■ **Problem requirements**
Write out the data again exactly, skipping every picture.

■ **Available data**
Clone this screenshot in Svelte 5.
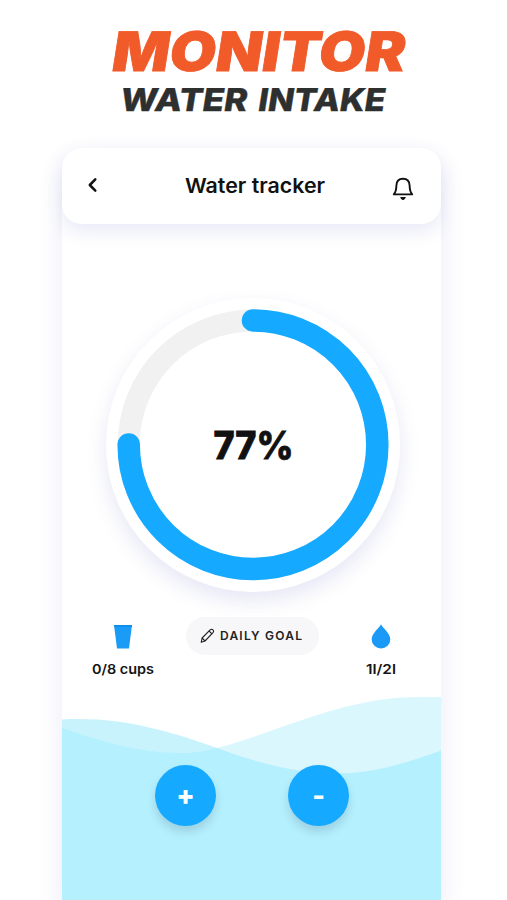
<script>
  const percent = 77;
  const radius = 124.3;
  const length = 2 * Math.PI * radius;
  const filled = length * 0.75;
</script>

<main>
  <header class="hero">
    <svg width="507" height="126" viewBox="0 0 507 126">
      <g transform="translate(110 70.5) skewX(-9)">
        <text class="big" x="0" y="0" textLength="293" lengthAdjust="spacingAndGlyphs">MONITOR</text>
      </g>
      <g class="small" transform="translate(119 111) skewX(-9)">
        <text x="0" y="0" textLength="127" lengthAdjust="spacingAndGlyphs">WATER</text>
        <text x="138" y="0" textLength="127" lengthAdjust="spacingAndGlyphs">INTAKE</text>
      </g>
    </svg>
  </header>

  <section class="phone">
    <nav class="bar">
      <svg class="back" width="12" height="16" viewBox="0 0 12 16"><path d="M8.3 2.4 2.8 8l5.5 5.6" fill="none" stroke="#111" stroke-width="2.5" stroke-linecap="round" stroke-linejoin="round" /></svg>
      <svg class="title" width="144" height="28" viewBox="0 0 144 28"><text x="2" y="20" textLength="140" lengthAdjust="spacingAndGlyphs">Water tracker</text></svg>
      <svg class="bell" width="24" height="28" viewBox="0 0 24 28">
        <path d="M2.8 19.4C5 17 5.3 14.4 5.4 10.5 5.5 6.2 8 3.7 12 3.7s6.5 2.5 6.6 6.8c.1 3.9.4 6.5 2.6 8.9Z" fill="none" stroke="#111" stroke-width="1.9" stroke-linejoin="round" />
        <path d="M9.2 22.1h5.6c-.5 1.9-1.4 2.8-2.8 2.8s-2.3-.9-2.8-2.8Z" fill="#111" />
      </svg>
    </nav>

    <div class="dial">
      <svg width="294" height="294" viewBox="0 0 294 294">
        <circle cx="147" cy="146.7" r={radius} fill="none" stroke="#f1f1f1" stroke-width="22" />
        <circle cx="147" cy="146.7" r={radius} fill="none" stroke="#15a9ff" stroke-width="22.5" stroke-linecap="round" stroke-dasharray="{filled} {length}" transform="rotate(-90 147 146.7)" />
        <text x="107.5" y="161" textLength="80" lengthAdjust="spacingAndGlyphs">{percent}%</text>
      </svg>
    </div>

    <div class="stats">
      <div class="stat">
        <svg width="20" height="26" viewBox="0 0 20 26"><path d="M1 1h18l-3 23.5H4Z" fill="#1a9bf5" /><path d="M1 1h18l-.3 2H1.3Z" fill="#0f8eec" /></svg>
        <svg class="label" width="66" height="20" viewBox="0 0 66 20"><text x="2" y="15" textLength="62" lengthAdjust="spacingAndGlyphs">0/8 cups</text></svg>
      </div>
      <button class="goal">
        <svg width="104" height="20" viewBox="0 0 104 20">
          <g fill="none" stroke="#222" stroke-width="1.1" stroke-linejoin="round">
            <path d="M1.2 16.3 2.1 12l8-8.1c.9-.9 2.1-.9 2.9-.1.8.8.8 2 0 2.9l-8 8.3Z" />
            <path d="m9 5 3 2.9M2.1 12l2.9 3" />
          </g>
          <text x="20" y="14.2" textLength="82" lengthAdjust="spacing">DAILY GOAL</text>
        </svg>
      </button>
      <div class="stat">
        <svg width="20" height="26" viewBox="0 0 20 26"><path d="M10 .3C11 3.2 19.3 9.2 19.3 15.5a9.3 9 0 0 1-18.6 0C.7 9.2 9 3.2 10 .3Z" fill="#1a99f7" /></svg>
        <svg class="label" width="66" height="20" viewBox="0 0 66 20"><text x="18" y="15" textLength="30" lengthAdjust="spacingAndGlyphs">1l/2l</text></svg>
      </div>
    </div>

    <div class="water">
      <svg class="waves" width="379" height="204" viewBox="0 0 379 204">
        <path d="M155 52C205 40 275 4 345 1.3Q362 .7 379 1V100H155Z" fill="#daf7fe" />
        <path d="M0 23.5C60 20.5 106 35 155 52V100H0Z" fill="#c9f3fc" />
        <path d="M0 32C40 46 78 57 118 57C132 57 144 55 155 52C195 67 235 77.5 275 77.5C310 77.5 345 67 379 54.5V204H0Z" fill="#b5f0ff" />
      </svg>
      <div class="actions">
        <button aria-label="Add cup"><span class="plus">+</span></button>
        <button aria-label="Remove cup"><span class="minus">-</span></button>
      </div>
    </div>
  </section>
</main>

<style>
  :global(body) { background: #fff; }
  main { width: 507px; height: 900px; overflow: hidden; font-family: Inter, sans-serif; color: #111; background: #fff; }
  svg { display: block; flex: none; }
  button { border: 0; padding: 0; font: inherit; }
  .hero { height: 148px; }
  .big { font: 900 54.5px Inter, sans-serif; fill: #f15a29; stroke: #f15a29; stroke-width: .8; }
  .small { font: 800 31.5px Inter, sans-serif; fill: #2e2f2f; stroke: #2e2f2f; stroke-width: .4; }
  .phone { width: 379px; height: 752px; margin-left: 62px; border-radius: 20px 20px 0 0; display: flex; flex-direction: column; background: #fff; box-shadow: 0 10px 26px rgba(88, 91, 190, .12); }
  .bar { height: 76px; flex: none; box-sizing: border-box; padding: 0 26px 0 25px; display: flex; align-items: center; justify-content: space-between; border-radius: 20px; background: #fff; box-shadow: 0 8px 18px rgba(88, 91, 190, .13); }
  .back { margin-bottom: 2px; }
  .title { margin: 2px 0 0 20px; }
  .title text { font: 600 20.5px Inter, sans-serif; fill: #111; }
  .bell { margin-top: 5px; }
  .dial { width: 294px; height: 294px; flex: none; margin: 74px 0 0 44px; border-radius: 50%; background: #fff; box-shadow: 0 9px 20px rgba(88, 91, 190, .15); }
  .dial text { font: 800 38.5px Inter, sans-serif; fill: #111; stroke: #111; stroke-width: .8; }
  .stats { height: 104px; flex: none; box-sizing: border-box; padding: 25px 27px 0 28px; display: flex; align-items: flex-start; justify-content: space-between; }
  .stat { width: 66px; padding-top: 7px; display: flex; flex-direction: column; align-items: center; gap: 9px; }
  .label text { font: 600 13.2px Inter, sans-serif; fill: #151515; }
  .goal { width: 133px; height: 38px; display: flex; align-items: center; justify-content: center; border-radius: 19px; background: #f7f7f9; }
  .goal text { font: 600 12px Inter, sans-serif; fill: #222; }
  .water { height: 204px; flex: none; position: relative; }
  .waves { position: absolute; inset: 0; }
  .actions { position: relative; display: flex; gap: 72px; padding: 69px 0 0 93px; }
  .actions button { width: 61px; height: 61px; display: flex; align-items: center; justify-content: center; border-radius: 50%; background: #15a9ff; color: #fff; font: 800 27px Inter, sans-serif; box-shadow: 0 6px 8px rgba(60, 90, 110, .2); }
</style>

■ **Correct answer**
Clone this screenshot in Svelte 5.
<script>
  const percent = 77;
  const radius = 124.3;
  const length = 2 * Math.PI * radius;
  const filled = length * 0.75;
</script>

<main>
  <header class="hero">
    <svg width="507" height="126" viewBox="0 0 507 126">
      <g transform="translate(110 70.5) skewX(-9)">
        <text class="big" x="0" y="0" textLength="293" lengthAdjust="spacingAndGlyphs">MONITOR</text>
      </g>
      <g class="small" transform="translate(119 111) skewX(-9)">
        <text x="0" y="0" textLength="127" lengthAdjust="spacingAndGlyphs">WATER</text>
        <text x="138" y="0" textLength="127" lengthAdjust="spacingAndGlyphs">INTAKE</text>
      </g>
    </svg>
  </header>

  <section class="phone">
    <nav class="bar">
      <svg class="back" width="12" height="16" viewBox="0 0 12 16"><path d="M8.3 2.4 2.8 8l5.5 5.6" fill="none" stroke="#111" stroke-width="2.5" stroke-linecap="round" stroke-linejoin="round" /></svg>
      <svg class="title" width="144" height="28" viewBox="0 0 144 28"><text x="2" y="20" textLength="140" lengthAdjust="spacingAndGlyphs">Water tracker</text></svg>
      <svg class="bell" width="24" height="28" viewBox="0 0 24 28">
        <path d="M2.8 19.4C5 17 5.3 14.4 5.4 10.5 5.5 6.2 8 3.7 12 3.7s6.5 2.5 6.6 6.8c.1 3.9.4 6.5 2.6 8.9Z" fill="none" stroke="#111" stroke-width="1.9" stroke-linejoin="round" />
        <path d="M9.2 22.1h5.6c-.5 1.9-1.4 2.8-2.8 2.8s-2.3-.9-2.8-2.8Z" fill="#111" />
      </svg>
    </nav>

    <div class="dial">
      <svg width="294" height="294" viewBox="0 0 294 294">
        <circle cx="147" cy="146.7" r={radius} fill="none" stroke="#f1f1f1" stroke-width="22" />
        <circle cx="147" cy="146.7" r={radius} fill="none" stroke="#15a9ff" stroke-width="22.5" stroke-linecap="round" stroke-dasharray="{filled} {length}" transform="rotate(-90 147 146.7)" />
        <text x="107.5" y="161" textLength="80" lengthAdjust="spacingAndGlyphs">{percent}%</text>
      </svg>
    </div>

    <div class="stats">
      <div class="stat">
        <svg width="20" height="26" viewBox="0 0 20 26"><path d="M1 1h18l-3 23.5H4Z" fill="#1a9bf5" /><path d="M1 1h18l-.3 2H1.3Z" fill="#0f8eec" /></svg>
        <svg class="label" width="66" height="20" viewBox="0 0 66 20"><text x="2" y="15" textLength="62" lengthAdjust="spacingAndGlyphs">0/8 cups</text></svg>
      </div>
      <button class="goal">
        <svg width="104" height="20" viewBox="0 0 104 20">
          <g fill="none" stroke="#222" stroke-width="1.1" stroke-linejoin="round">
            <path d="M1.2 16.3 2.1 12l8-8.1c.9-.9 2.1-.9 2.9-.1.8.8.8 2 0 2.9l-8 8.3Z" />
            <path d="m9 5 3 2.9M2.1 12l2.9 3" />
          </g>
          <text x="20" y="14.2" textLength="82" lengthAdjust="spacing">DAILY GOAL</text>
        </svg>
      </button>
      <div class="stat">
        <svg width="20" height="26" viewBox="0 0 20 26"><path d="M10 .3C11 3.2 19.3 9.2 19.3 15.5a9.3 9 0 0 1-18.6 0C.7 9.2 9 3.2 10 .3Z" fill="#1a99f7" /></svg>
        <svg class="label" width="66" height="20" viewBox="0 0 66 20"><text x="18" y="15" textLength="30" lengthAdjust="spacingAndGlyphs">1l/2l</text></svg>
      </div>
    </div>

    <div class="water">
      <svg class="waves" width="379" height="204" viewBox="0 0 379 204">
        <path d="M155 52C205 40 275 4 345 1.3Q362 .7 379 1V100H155Z" fill="#daf7fe" />
        <path d="M0 23.5C60 20.5 106 35 155 52V100H0Z" fill="#c9f3fc" />
        <path d="M0 32C40 46 78 57 118 57C132 57 144 55 155 52C195 67 235 77.5 275 77.5C310 77.5 345 67 379 54.5V204H0Z" fill="#b5f0ff" />
      </svg>
      <div class="actions">
        <button aria-label="Add cup"><span class="plus">+</span></button>
        <button aria-label="Remove cup"><span class="minus">-</span></button>
      </div>
    </div>
  </section>
</main>

<style>
  :global(body) { background: #fff; }
  main { width: 507px; height: 900px; overflow: hidden; font-family: Inter, sans-serif; color: #111; background: #fff; }
  svg { display: block; flex: none; }
  button { border: 0; padding: 0; font: inherit; }
  .hero { height: 148px; }
  .big { font: 900 54.5px Inter, sans-serif; fill: #f15a29; stroke: #f15a29; stroke-width: .8; }
  .small { font: 800 31.5px Inter, sans-serif; fill: #2e2f2f; stroke: #2e2f2f; stroke-width: .4; }
  .phone { width: 379px; height: 752px; margin-left: 62px; border-radius: 20px 20px 0 0; display: flex; flex-direction: column; background: #fff; box-shadow: 0 10px 26px rgba(88, 91, 190, .12); }
  .bar { height: 76px; flex: none; box-sizing: border-box; padding: 0 26px 0 25px; display: flex; align-items: center; justify-content: space-between; border-radius: 20px; background: #fff; box-shadow: 0 8px 18px rgba(88, 91, 190, .13); }
  .back { margin-bottom: 2px; }
  .title { margin: 2px 0 0 20px; }
  .title text { font: 600 20.5px Inter, sans-serif; fill: #111; }
  .bell { margin-top: 5px; }
  .dial { width: 294px; height: 294px; flex: none; margin: 74px 0 0 44px; border-radius: 50%; background: #fff; box-shadow: 0 9px 20px rgba(88, 91, 190, .15); }
  .dial text { font: 800 38.5px Inter, sans-serif; fill: #111; stroke: #111; stroke-width: .8; }
  .stats { height: 104px; flex: none; box-sizing: border-box; padding: 25px 27px 0 28px; display: flex; align-items: flex-start; justify-content: space-between; }
  .stat { width: 66px; padding-top: 7px; display: flex; flex-direction: column; align-items: center; gap: 9px; }
  .label text { font: 600 13.2px Inter, sans-serif; fill: #151515; }
  .goal { width: 133px; height: 38px; display: flex; align-items: center; justify-content: center; border-radius: 19px; background: #f7f7f9; }
  .goal text { font: 600 12px Inter, sans-serif; fill: #222; }
  .water { height: 204px; flex: none; position: relative; }
  .waves { position: absolute; inset: 0; }
  .actions { position: relative; display: flex; gap: 72px; padding: 69px 0 0 93px; }
  .actions button { width: 61px; height: 61px; display: flex; align-items: center; justify-content: center; border-radius: 50%; background: #15a9ff; color: #fff; font: 800 27px Inter, sans-serif; box-shadow: 0 6px 8px rgba(60, 90, 110, .2); }
</style>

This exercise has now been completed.